Whilst I indulge a hope that the course to which I have objected will no longer be insisted on by His Majesty’s ministers, permit me to renew to your excellency the sincere assurance that the United States earnestly desire that every subject of difference between the two countries should be amicably adjusted and all their relations placed upon the most friendly footing. Although they believe that any further discussion of the eighth article of the Louisiana treaty would be wholly unprofitable, they will be at all times ready to renew the discussion of that article or to examine any question which may remain to be adjusted between them and France.
I request your excellency to accept, etc.
JAMES BROWN.
[Extract of a letter (No. 3) from James Brown to the Secretary of State, dated Paris, May 11, 1824.]
I have the honor to inclose a copy of the answer of the minister of foreign affairs to the letter which I addressed to him on the 27th ultimo, upon the subject of the claims of our citizens against the French Government. You will perceive that no change has been made in the determination expressed to Mr. Gallatin of connecting in the same discussion the question on the eighth article of the Louisiana treaty of cession and the claims of the citizens of the United States against France. In expressing this resolution it has not been considered necessary even to notice the arguments made use of to induce them to adopt a different opinion.

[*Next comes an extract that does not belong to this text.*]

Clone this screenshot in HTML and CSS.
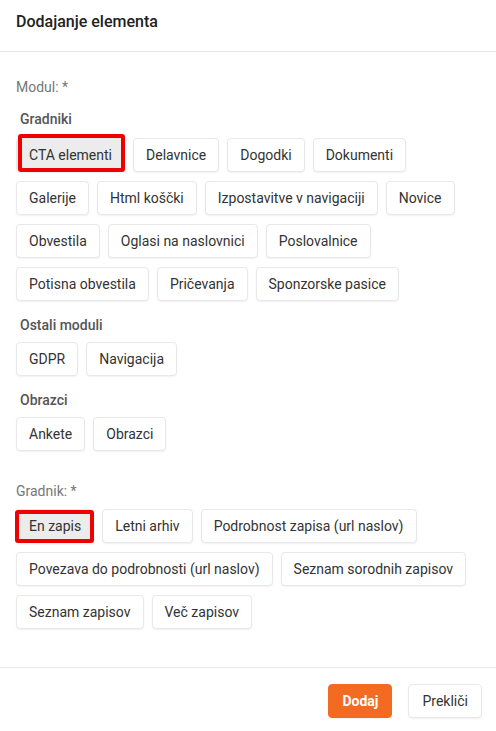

Viscount Chateaubriand to Mr. Brown.
[Translation.]
PARIS, May 7, 1824.
SIR: The object of the letter which you did me the honor to address to me on the 28th of April is to recall the affair of American claims, already repeatedly called up by your predecessors, that they may be regulated by an arrangement between the two powers, and that in this negotiation the examination of the difficulties which were raised about the execution of the eighth article of the Louisiana treaty should not be included.
Although the claims made by France upon this last point be of a different nature from those of the Americans, yet no less attention ought to be paid to arrange both in a just and amicable manner.
Our claims upon the eighth article had already been laid before the Federal Government by His Majesty’s plenipotentiary when he was negotiating the commercial convention of 24th June, 1822.
The negotiators not agreeing upon a subject so important, the King’s Government did not wish this difficulty to suspend any longer the conclusion of an arrangement which might give more activity to commerce and multiply relations equally useful to the two powers. It reserves to itself the power of comprehending this object in another negotiation, and it does not renounce in any manner the claim which it urged.
It is for this reason, sir, that my predecessors and myself have constantly insisted that the arrangements to be made upon the eighth article of the Louisiana treaty should be made a part of those which your Government were desirous of making upon other questions still at issue.